学部・附属学校共同研究紀要 38 号
2010-03-31 発行

新学習指導要領に向けての授業実践 : 他者の言葉とのかかわり合いをとおして, 言葉の世界をひらく国語科の学習

Practical Approaches to New Course of Study for Japanese Language Education by MEXT : Developing students' language competencies through collaborative learning.
加藤 秀雄
八澤 聡
實谷 富美
全文
1.37 MB
AnnEducRes_38_161.pdf
Abstract
本研究は, 学習者が自分のまわりの他者と出会いかかわり合うことをとおして, 自分自身の言葉の世界を広げ, 学びを探究していくことができるようにするための効果的な指導法を開発していくことを目的としている。他者とのかかわり合いをとおして, 自分の思いを表現し, 知識をもとにした的確な判断を行う学習を積み重ねることで, さまざまな場面で活躍していくための力を育み, 学びを実生活や社会の中に生かしていくことで他者とのよりよい関係を築いていくことにつながると考えた。そこで, 「言葉を学ぶ意欲の喚起」「多様な他者との出会い」「コミュニケーションを大事にした協同的な学び」「認識の広がりや深まりを実感させる場の設定」「表現を磨き合う場の設定」の5点に留意して単元構成を行った。

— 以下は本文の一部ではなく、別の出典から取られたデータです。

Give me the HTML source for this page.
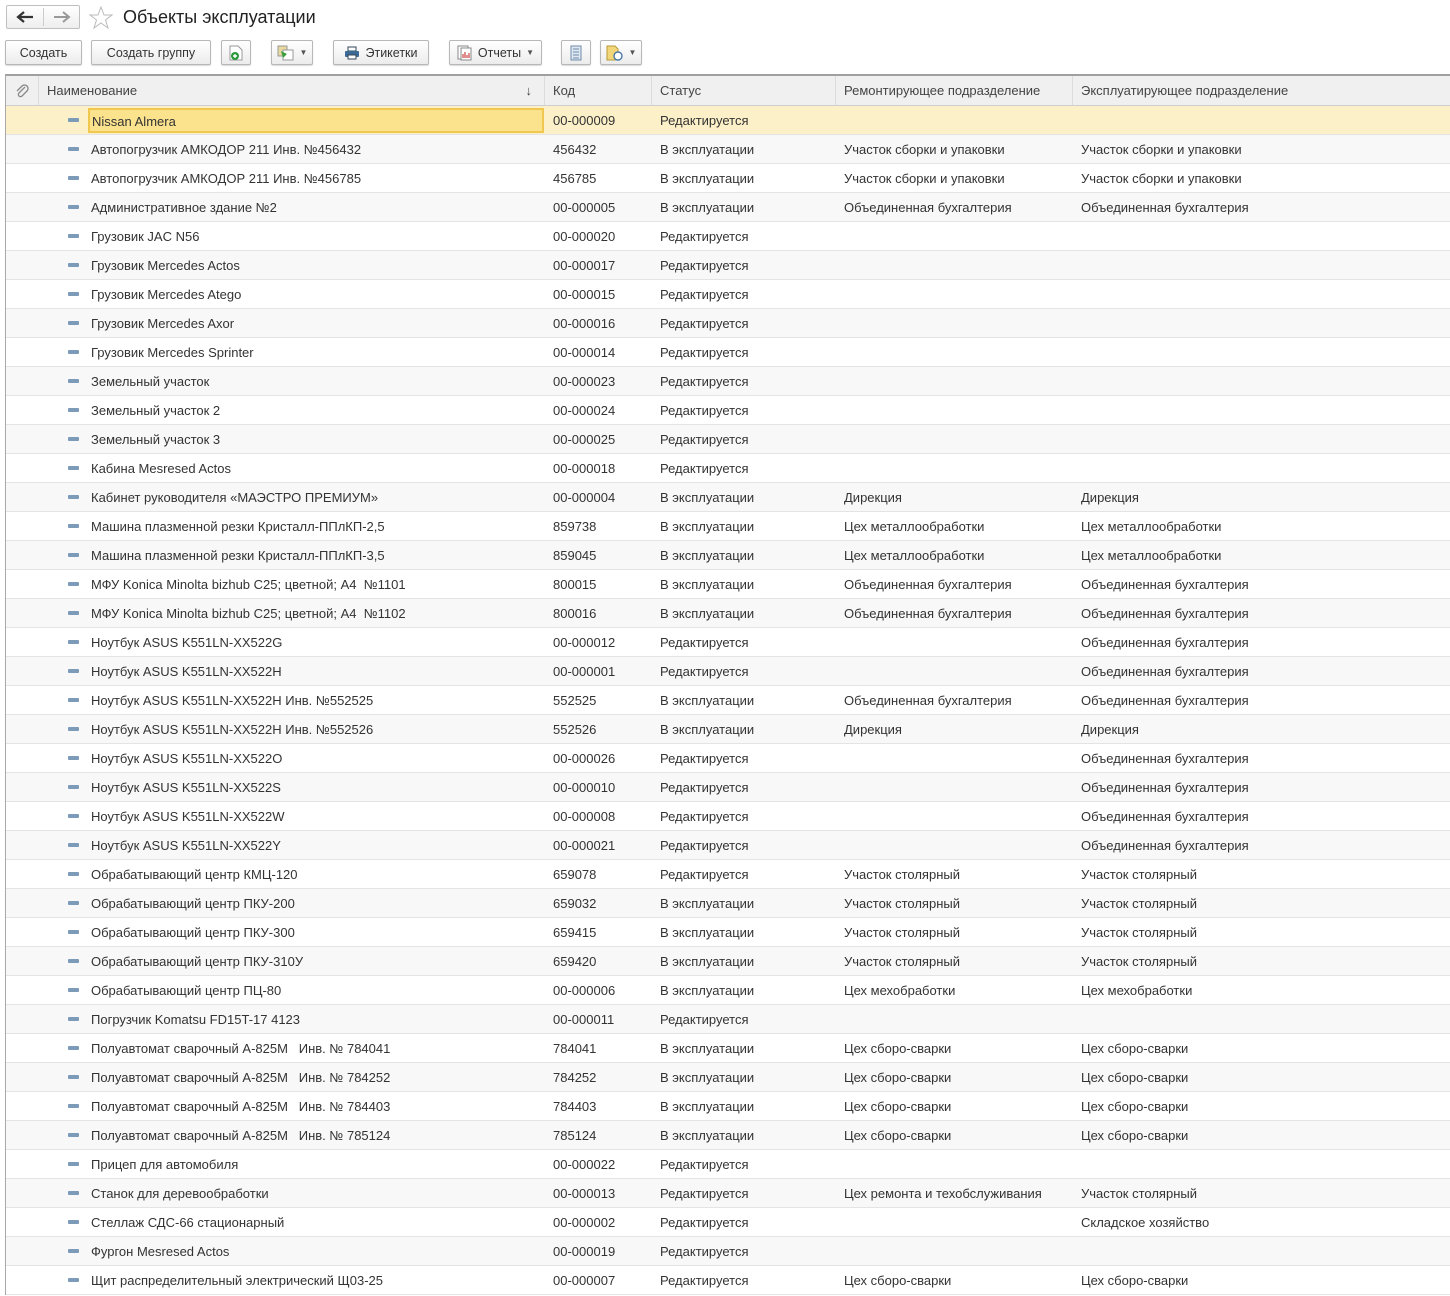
<!DOCTYPE html>
<html><head><meta charset="utf-8"><style>
*{box-sizing:border-box;margin:0;padding:0}
body{width:1450px;height:1296px;overflow:hidden;background:#fff;font-family:"Liberation Sans",Arial,sans-serif;font-size:13px;color:#333;position:relative}
.btn{position:absolute;top:40px;height:25px;border:1px solid #b8b8b8;border-radius:2px;background:linear-gradient(#fff,#ececec);box-shadow:0 1px 1px rgba(0,0,0,.15);font-size:12.5px;color:#333;display:flex;align-items:center;justify-content:center;gap:5px}
.dd{font-size:8px;color:#555}
.grid{position:absolute;left:5px;top:74px;width:1445px;border-left:1px solid #a8a8a8;border-top:2px solid #a0a0a0}
.hdr{height:30px;background:#f0f0f0;border-bottom:1px solid #cfcfcf;position:relative;color:#444}
.hdr div{position:absolute;top:0;height:29px;line-height:29px;padding-left:8px;border-right:1px solid #dcdcdc}
.row{height:29px;border-bottom:1px solid #e4e4e4;position:relative;white-space:pre}
.row:nth-child(even){background:#f8f8f8}
.row span{position:absolute;top:0;line-height:30px}
.row i{position:absolute;left:62px;top:12px;width:11px;height:4px;background:#7b9bb8;border-radius:1px}
.c1{left:85px}.c2{left:547px}.c3{left:654px}.c4{left:838px}.c5{left:1075px}
.sel{background:#fcf0c8 !important}
.sel .c1{left:82px;top:2px;width:456px;height:25px;line-height:23px;background:#fbe38e;border:2px solid #f0c850;padding-left:2px}
</style></head><body>
<div style="position:absolute;left:6px;top:5px;width:74px;height:24px;border:1px solid #c0c0c0;border-radius:2px;background:linear-gradient(#fff,#eee)">
<div style="position:absolute;left:36px;top:2px;width:1px;height:18px;background:#ccc"></div>
<svg style="position:absolute;left:9px;top:5px" width="20" height="12"><path d="M2 6H17M8 1L2 6L8 11" stroke="#333" stroke-width="2.2" fill="none"/></svg>
<svg style="position:absolute;left:45px;top:5px" width="20" height="12"><path d="M2 6H17M11 1L17 6L11 11" stroke="#999" stroke-width="2" fill="none"/></svg>
</div>
<svg style="position:absolute;left:89px;top:6px" width="24" height="23"><path d="M12 1L15 9L23 9L16.5 14L19 22L12 17L5 22L7.5 14L1 9L9 9Z" fill="none" stroke="#bbb" stroke-width="1"/></svg>
<div style="position:absolute;left:123px;top:7px;font-size:18px;color:#222">Объекты эксплуатации</div>

<div class="btn" style="left:5px;width:77px">Создать</div>
<div class="btn" style="left:91px;width:120px">Создать группу</div>
<div class="btn" style="left:221px;width:30px"><svg width="14" height="16"><path d="M1 1H9L13 5V15H1Z" fill="#fff" stroke="#999"/><circle cx="6" cy="11" r="4" fill="#2a9a3a"/><path d="M4 11H8M6 9V13" stroke="#fff" stroke-width="1.4"/></svg></div>
<div class="btn" style="left:271px;width:42px"><svg width="18" height="16"><rect x="1" y="1" width="9" height="10" fill="#e8d9a0" stroke="#999"/><rect x="6" y="5" width="10" height="10" fill="#fff" stroke="#999"/><path d="M4 6L10 9L6 13" fill="#3aa040"/></svg><span class="dd">▼</span></div>
<div class="btn" style="left:333px;width:96px"><svg width="16" height="14"><rect x="4" y="1" width="8" height="4" fill="#fff" stroke="#345"/><rect x="1" y="5" width="14" height="6" rx="1" fill="#3c6a96"/><rect x="4" y="9" width="8" height="4" fill="#fff" stroke="#345"/></svg>Этикетки</div>
<div class="btn" style="left:449px;width:93px"><svg width="16" height="16"><rect x="1" y="1" width="10" height="13" fill="#fff" stroke="#888"/><rect x="4" y="3" width="10" height="12" fill="#fff" stroke="#888"/><path d="M6 13V9M8 13V7M10 13V10M12 13V8" stroke="#c44" stroke-width="1.2"/></svg>Отчеты <span class="dd">▼</span></div>
<div class="btn" style="left:561px;width:30px"><svg width="12" height="16"><rect x="1" y="1" width="10" height="14" fill="#dfe7f0" stroke="#6d8bab"/><path d="M3 4H9M3 7H9M3 10H9M3 13H9" stroke="#6d8bab"/></svg></div>
<div class="btn" style="left:600px;width:42px"><svg width="18" height="16"><path d="M1 1H9L12 4V15H1Z" fill="#f2d77a" stroke="#b99a3a"/><circle cx="12" cy="11" r="4" fill="#fff" stroke="#4a78a8" stroke-width="1.4"/></svg><span class="dd">▼</span></div>

<div class="grid">
<div class="hdr">
<div style="left:0;width:33px;padding:0;text-align:center"><svg width="14" height="16" style="margin-top:7px"><path d="M10 4L4 10A2 2 0 0 0 7 13L12 8A3.5 3.5 0 0 0 7 3L2 8" fill="none" stroke="#888" stroke-width="1.3"/></svg></div>
<div style="left:33px;width:506px">Наименование<span style="position:absolute;right:12px">↓</span></div>
<div style="left:539px;width:107px">Код</div>
<div style="left:646px;width:184px">Статус</div>
<div style="left:830px;width:237px">Ремонтирующее подразделение</div>
<div style="left:1067px;width:378px;border-right:0">Эксплуатирующее подразделение</div>
</div>
<div>
<div class="row sel"><i></i><span class="c1">Nissan Almera</span><span class="c2">00-000009</span><span class="c3">Редактируется</span></div>
<div class="row"><i></i><span class="c1">Автопогрузчик АМКОДОР 211 Инв. №456432</span><span class="c2">456432</span><span class="c3">В эксплуатации</span><span class="c4">Участок сборки и упаковки</span><span class="c5">Участок сборки и упаковки</span></div>
<div class="row"><i></i><span class="c1">Автопогрузчик АМКОДОР 211 Инв. №456785</span><span class="c2">456785</span><span class="c3">В эксплуатации</span><span class="c4">Участок сборки и упаковки</span><span class="c5">Участок сборки и упаковки</span></div>
<div class="row"><i></i><span class="c1">Административное здание №2</span><span class="c2">00-000005</span><span class="c3">В эксплуатации</span><span class="c4">Объединенная бухгалтерия</span><span class="c5">Объединенная бухгалтерия</span></div>
<div class="row"><i></i><span class="c1">Грузовик JAC N56</span><span class="c2">00-000020</span><span class="c3">Редактируется</span></div>
<div class="row"><i></i><span class="c1">Грузовик Mercedes Actos</span><span class="c2">00-000017</span><span class="c3">Редактируется</span></div>
<div class="row"><i></i><span class="c1">Грузовик Mercedes Atego</span><span class="c2">00-000015</span><span class="c3">Редактируется</span></div>
<div class="row"><i></i><span class="c1">Грузовик Mercedes Axor</span><span class="c2">00-000016</span><span class="c3">Редактируется</span></div>
<div class="row"><i></i><span class="c1">Грузовик Mercedes Sprinter</span><span class="c2">00-000014</span><span class="c3">Редактируется</span></div>
<div class="row"><i></i><span class="c1">Земельный участок</span><span class="c2">00-000023</span><span class="c3">Редактируется</span></div>
<div class="row"><i></i><span class="c1">Земельный участок 2</span><span class="c2">00-000024</span><span class="c3">Редактируется</span></div>
<div class="row"><i></i><span class="c1">Земельный участок 3</span><span class="c2">00-000025</span><span class="c3">Редактируется</span></div>
<div class="row"><i></i><span class="c1">Кабина Mesresed Actos</span><span class="c2">00-000018</span><span class="c3">Редактируется</span></div>
<div class="row"><i></i><span class="c1">Кабинет руководителя «МАЭСТРО ПРЕМИУМ»</span><span class="c2">00-000004</span><span class="c3">В эксплуатации</span><span class="c4">Дирекция</span><span class="c5">Дирекция</span></div>
<div class="row"><i></i><span class="c1">Машина плазменной резки Кристалл-ППлКП-2,5</span><span class="c2">859738</span><span class="c3">В эксплуатации</span><span class="c4">Цех металлообработки</span><span class="c5">Цех металлообработки</span></div>
<div class="row"><i></i><span class="c1">Машина плазменной резки Кристалл-ППлКП-3,5</span><span class="c2">859045</span><span class="c3">В эксплуатации</span><span class="c4">Цех металлообработки</span><span class="c5">Цех металлообработки</span></div>
<div class="row"><i></i><span class="c1">МФУ Konica Minolta bizhub C25; цветной; A4  №1101</span><span class="c2">800015</span><span class="c3">В эксплуатации</span><span class="c4">Объединенная бухгалтерия</span><span class="c5">Объединенная бухгалтерия</span></div>
<div class="row"><i></i><span class="c1">МФУ Konica Minolta bizhub C25; цветной; A4  №1102</span><span class="c2">800016</span><span class="c3">В эксплуатации</span><span class="c4">Объединенная бухгалтерия</span><span class="c5">Объединенная бухгалтерия</span></div>
<div class="row"><i></i><span class="c1">Ноутбук ASUS K551LN-XX522G</span><span class="c2">00-000012</span><span class="c3">Редактируется</span><span class="c5">Объединенная бухгалтерия</span></div>
<div class="row"><i></i><span class="c1">Ноутбук ASUS K551LN-XX522H</span><span class="c2">00-000001</span><span class="c3">Редактируется</span><span class="c5">Объединенная бухгалтерия</span></div>
<div class="row"><i></i><span class="c1">Ноутбук ASUS K551LN-XX522H Инв. №552525</span><span class="c2">552525</span><span class="c3">В эксплуатации</span><span class="c4">Объединенная бухгалтерия</span><span class="c5">Объединенная бухгалтерия</span></div>
<div class="row"><i></i><span class="c1">Ноутбук ASUS K551LN-XX522H Инв. №552526</span><span class="c2">552526</span><span class="c3">В эксплуатации</span><span class="c4">Дирекция</span><span class="c5">Дирекция</span></div>
<div class="row"><i></i><span class="c1">Ноутбук ASUS K551LN-XX522O</span><span class="c2">00-000026</span><span class="c3">Редактируется</span><span class="c5">Объединенная бухгалтерия</span></div>
<div class="row"><i></i><span class="c1">Ноутбук ASUS K551LN-XX522S</span><span class="c2">00-000010</span><span class="c3">Редактируется</span><span class="c5">Объединенная бухгалтерия</span></div>
<div class="row"><i></i><span class="c1">Ноутбук ASUS K551LN-XX522W</span><span class="c2">00-000008</span><span class="c3">Редактируется</span><span class="c5">Объединенная бухгалтерия</span></div>
<div class="row"><i></i><span class="c1">Ноутбук ASUS K551LN-XX522Y</span><span class="c2">00-000021</span><span class="c3">Редактируется</span><span class="c5">Объединенная бухгалтерия</span></div>
<div class="row"><i></i><span class="c1">Обрабатывающий центр КМЦ-120</span><span class="c2">659078</span><span class="c3">Редактируется</span><span class="c4">Участок столярный</span><span class="c5">Участок столярный</span></div>
<div class="row"><i></i><span class="c1">Обрабатывающий центр ПКУ-200</span><span class="c2">659032</span><span class="c3">В эксплуатации</span><span class="c4">Участок столярный</span><span class="c5">Участок столярный</span></div>
<div class="row"><i></i><span class="c1">Обрабатывающий центр ПКУ-300</span><span class="c2">659415</span><span class="c3">В эксплуатации</span><span class="c4">Участок столярный</span><span class="c5">Участок столярный</span></div>
<div class="row"><i></i><span class="c1">Обрабатывающий центр ПКУ-310У</span><span class="c2">659420</span><span class="c3">В эксплуатации</span><span class="c4">Участок столярный</span><span class="c5">Участок столярный</span></div>
<div class="row"><i></i><span class="c1">Обрабатывающий центр ПЦ-80</span><span class="c2">00-000006</span><span class="c3">В эксплуатации</span><span class="c4">Цех мехобработки</span><span class="c5">Цех мехобработки</span></div>
<div class="row"><i></i><span class="c1">Погрузчик Komatsu FD15T-17 4123</span><span class="c2">00-000011</span><span class="c3">Редактируется</span></div>
<div class="row"><i></i><span class="c1">Полуавтомат сварочный А-825М   Инв. № 784041</span><span class="c2">784041</span><span class="c3">В эксплуатации</span><span class="c4">Цех сборо-сварки</span><span class="c5">Цех сборо-сварки</span></div>
<div class="row"><i></i><span class="c1">Полуавтомат сварочный А-825М   Инв. № 784252</span><span class="c2">784252</span><span class="c3">В эксплуатации</span><span class="c4">Цех сборо-сварки</span><span class="c5">Цех сборо-сварки</span></div>
<div class="row"><i></i><span class="c1">Полуавтомат сварочный А-825М   Инв. № 784403</span><span class="c2">784403</span><span class="c3">В эксплуатации</span><span class="c4">Цех сборо-сварки</span><span class="c5">Цех сборо-сварки</span></div>
<div class="row"><i></i><span class="c1">Полуавтомат сварочный А-825М   Инв. № 785124</span><span class="c2">785124</span><span class="c3">В эксплуатации</span><span class="c4">Цех сборо-сварки</span><span class="c5">Цех сборо-сварки</span></div>
<div class="row"><i></i><span class="c1">Прицеп для автомобиля</span><span class="c2">00-000022</span><span class="c3">Редактируется</span></div>
<div class="row"><i></i><span class="c1">Станок для деревообработки</span><span class="c2">00-000013</span><span class="c3">Редактируется</span><span class="c4">Цех ремонта и техобслуживания</span><span class="c5">Участок столярный</span></div>
<div class="row"><i></i><span class="c1">Стеллаж СДС-66 стационарный</span><span class="c2">00-000002</span><span class="c3">Редактируется</span><span class="c5">Складское хозяйство</span></div>
<div class="row"><i></i><span class="c1">Фургон Mesresed Actos</span><span class="c2">00-000019</span><span class="c3">Редактируется</span></div>
<div class="row"><i></i><span class="c1">Щит распределительный электрический Щ03-25</span><span class="c2">00-000007</span><span class="c3">Редактируется</span><span class="c4">Цех сборо-сварки</span><span class="c5">Цех сборо-сварки</span></div>
</div>
</div>
</body></html>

その結果, 4年生では, 筆者の主張について, より深く考えさせ, 教材文の筆者の工夫を, 調べ学習の発表原稿やまとめ方の工夫に生かさせることができた。6年生では, 多くの他者の存在を意識して学習を進め, 本校の子どもたちに報道する事を意識し, 様々な視点からニュース番組を構成させることができた。今後も, 学習者を取り巻く環境を考慮し, 他者を意識した多様な実践を積み重ねていきたい。